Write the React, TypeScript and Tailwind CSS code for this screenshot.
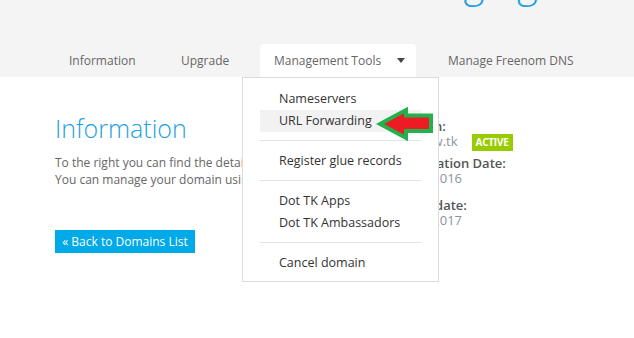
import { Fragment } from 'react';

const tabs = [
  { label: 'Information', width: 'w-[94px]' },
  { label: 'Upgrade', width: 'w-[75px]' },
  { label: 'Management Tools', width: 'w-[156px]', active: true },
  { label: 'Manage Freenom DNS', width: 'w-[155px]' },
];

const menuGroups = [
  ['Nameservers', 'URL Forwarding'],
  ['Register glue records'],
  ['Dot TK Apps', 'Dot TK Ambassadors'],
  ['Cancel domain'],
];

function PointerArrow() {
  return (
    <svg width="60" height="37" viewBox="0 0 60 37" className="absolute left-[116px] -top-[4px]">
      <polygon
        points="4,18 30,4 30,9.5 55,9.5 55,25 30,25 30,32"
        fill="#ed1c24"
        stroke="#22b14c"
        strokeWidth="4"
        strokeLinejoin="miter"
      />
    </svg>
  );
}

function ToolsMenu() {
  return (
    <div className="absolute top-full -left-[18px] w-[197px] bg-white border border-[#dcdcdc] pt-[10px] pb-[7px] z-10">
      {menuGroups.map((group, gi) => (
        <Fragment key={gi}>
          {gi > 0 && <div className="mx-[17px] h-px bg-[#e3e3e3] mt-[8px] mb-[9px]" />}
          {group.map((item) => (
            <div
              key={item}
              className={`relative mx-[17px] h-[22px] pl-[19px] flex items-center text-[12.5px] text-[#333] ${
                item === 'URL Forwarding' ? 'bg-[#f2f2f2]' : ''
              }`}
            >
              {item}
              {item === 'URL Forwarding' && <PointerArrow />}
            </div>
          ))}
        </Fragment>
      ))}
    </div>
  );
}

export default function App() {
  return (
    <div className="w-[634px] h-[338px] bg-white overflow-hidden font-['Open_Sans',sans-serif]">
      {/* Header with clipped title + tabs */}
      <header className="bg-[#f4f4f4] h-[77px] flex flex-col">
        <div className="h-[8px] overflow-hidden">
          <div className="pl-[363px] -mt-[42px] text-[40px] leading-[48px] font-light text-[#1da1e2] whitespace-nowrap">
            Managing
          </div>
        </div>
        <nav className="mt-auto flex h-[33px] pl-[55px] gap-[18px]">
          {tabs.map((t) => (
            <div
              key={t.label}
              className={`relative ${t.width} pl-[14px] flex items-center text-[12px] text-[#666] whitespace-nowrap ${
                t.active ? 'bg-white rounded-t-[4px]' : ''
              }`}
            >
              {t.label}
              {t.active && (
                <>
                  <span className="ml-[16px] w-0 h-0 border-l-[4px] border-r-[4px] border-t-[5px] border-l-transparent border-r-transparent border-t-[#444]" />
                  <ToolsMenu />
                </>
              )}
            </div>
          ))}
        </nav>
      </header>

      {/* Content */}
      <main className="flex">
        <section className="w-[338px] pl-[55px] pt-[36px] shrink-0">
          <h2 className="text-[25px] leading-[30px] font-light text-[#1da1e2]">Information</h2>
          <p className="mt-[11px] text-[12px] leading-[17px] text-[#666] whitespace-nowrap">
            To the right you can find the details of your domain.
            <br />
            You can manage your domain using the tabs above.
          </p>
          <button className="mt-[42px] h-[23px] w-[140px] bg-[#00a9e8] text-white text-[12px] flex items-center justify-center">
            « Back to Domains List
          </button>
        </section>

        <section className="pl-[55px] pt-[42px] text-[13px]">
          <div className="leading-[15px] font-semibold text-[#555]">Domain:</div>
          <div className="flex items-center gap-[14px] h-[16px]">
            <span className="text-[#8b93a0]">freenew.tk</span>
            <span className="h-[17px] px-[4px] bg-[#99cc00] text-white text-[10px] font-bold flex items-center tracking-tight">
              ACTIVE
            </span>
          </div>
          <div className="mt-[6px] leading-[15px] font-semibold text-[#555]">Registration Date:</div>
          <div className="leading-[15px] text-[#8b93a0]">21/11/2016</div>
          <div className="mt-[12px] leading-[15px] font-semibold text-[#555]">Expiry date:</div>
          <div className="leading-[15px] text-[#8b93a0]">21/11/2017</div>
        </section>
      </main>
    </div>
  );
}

■ ■ ■ ■

> **Exercise requirements**
Copy the material shown above in full and exactly. Skip the pictures.

> **Result for this task**
Write the React, TypeScript and Tailwind CSS code for this screenshot.
import { Fragment } from 'react';

const tabs = [
  { label: 'Information', width: 'w-[94px]' },
  { label: 'Upgrade', width: 'w-[75px]' },
  { label: 'Management Tools', width: 'w-[156px]', active: true },
  { label: 'Manage Freenom DNS', width: 'w-[155px]' },
];

const menuGroups = [
  ['Nameservers', 'URL Forwarding'],
  ['Register glue records'],
  ['Dot TK Apps', 'Dot TK Ambassadors'],
  ['Cancel domain'],
];

function PointerArrow() {
  return (
    <svg width="60" height="37" viewBox="0 0 60 37" className="absolute left-[116px] -top-[4px]">
      <polygon
        points="4,18 30,4 30,9.5 55,9.5 55,25 30,25 30,32"
        fill="#ed1c24"
        stroke="#22b14c"
        strokeWidth="4"
        strokeLinejoin="miter"
      />
    </svg>
  );
}

function ToolsMenu() {
  return (
    <div className="absolute top-full -left-[18px] w-[197px] bg-white border border-[#dcdcdc] pt-[10px] pb-[7px] z-10">
      {menuGroups.map((group, gi) => (
        <Fragment key={gi}>
          {gi > 0 && <div className="mx-[17px] h-px bg-[#e3e3e3] mt-[8px] mb-[9px]" />}
          {group.map((item) => (
            <div
              key={item}
              className={`relative mx-[17px] h-[22px] pl-[19px] flex items-center text-[12.5px] text-[#333] ${
                item === 'URL Forwarding' ? 'bg-[#f2f2f2]' : ''
              }`}
            >
              {item}
              {item === 'URL Forwarding' && <PointerArrow />}
            </div>
          ))}
        </Fragment>
      ))}
    </div>
  );
}

export default function App() {
  return (
    <div className="w-[634px] h-[338px] bg-white overflow-hidden font-['Open_Sans',sans-serif]">
      {/* Header with clipped title + tabs */}
      <header className="bg-[#f4f4f4] h-[77px] flex flex-col">
        <div className="h-[8px] overflow-hidden">
          <div className="pl-[363px] -mt-[42px] text-[40px] leading-[48px] font-light text-[#1da1e2] whitespace-nowrap">
            Managing
          </div>
        </div>
        <nav className="mt-auto flex h-[33px] pl-[55px] gap-[18px]">
          {tabs.map((t) => (
            <div
              key={t.label}
              className={`relative ${t.width} pl-[14px] flex items-center text-[12px] text-[#666] whitespace-nowrap ${
                t.active ? 'bg-white rounded-t-[4px]' : ''
              }`}
            >
              {t.label}
              {t.active && (
                <>
                  <span className="ml-[16px] w-0 h-0 border-l-[4px] border-r-[4px] border-t-[5px] border-l-transparent border-r-transparent border-t-[#444]" />
                  <ToolsMenu />
                </>
              )}
            </div>
          ))}
        </nav>
      </header>

      {/* Content */}
      <main className="flex">
        <section className="w-[338px] pl-[55px] pt-[36px] shrink-0">
          <h2 className="text-[25px] leading-[30px] font-light text-[#1da1e2]">Information</h2>
          <p className="mt-[11px] text-[12px] leading-[17px] text-[#666] whitespace-nowrap">
            To the right you can find the details of your domain.
            <br />
            You can manage your domain using the tabs above.
          </p>
          <button className="mt-[42px] h-[23px] w-[140px] bg-[#00a9e8] text-white text-[12px] flex items-center justify-center">
            « Back to Domains List
          </button>
        </section>

        <section className="pl-[55px] pt-[42px] text-[13px]">
          <div className="leading-[15px] font-semibold text-[#555]">Domain:</div>
          <div className="flex items-center gap-[14px] h-[16px]">
            <span className="text-[#8b93a0]">freenew.tk</span>
            <span className="h-[17px] px-[4px] bg-[#99cc00] text-white text-[10px] font-bold flex items-center tracking-tight">
              ACTIVE
            </span>
          </div>
          <div className="mt-[6px] leading-[15px] font-semibold text-[#555]">Registration Date:</div>
          <div className="leading-[15px] text-[#8b93a0]">21/11/2016</div>
          <div className="mt-[12px] leading-[15px] font-semibold text-[#555]">Expiry date:</div>
          <div className="leading-[15px] text-[#8b93a0]">21/11/2017</div>
        </section>
      </main>
    </div>
  );
}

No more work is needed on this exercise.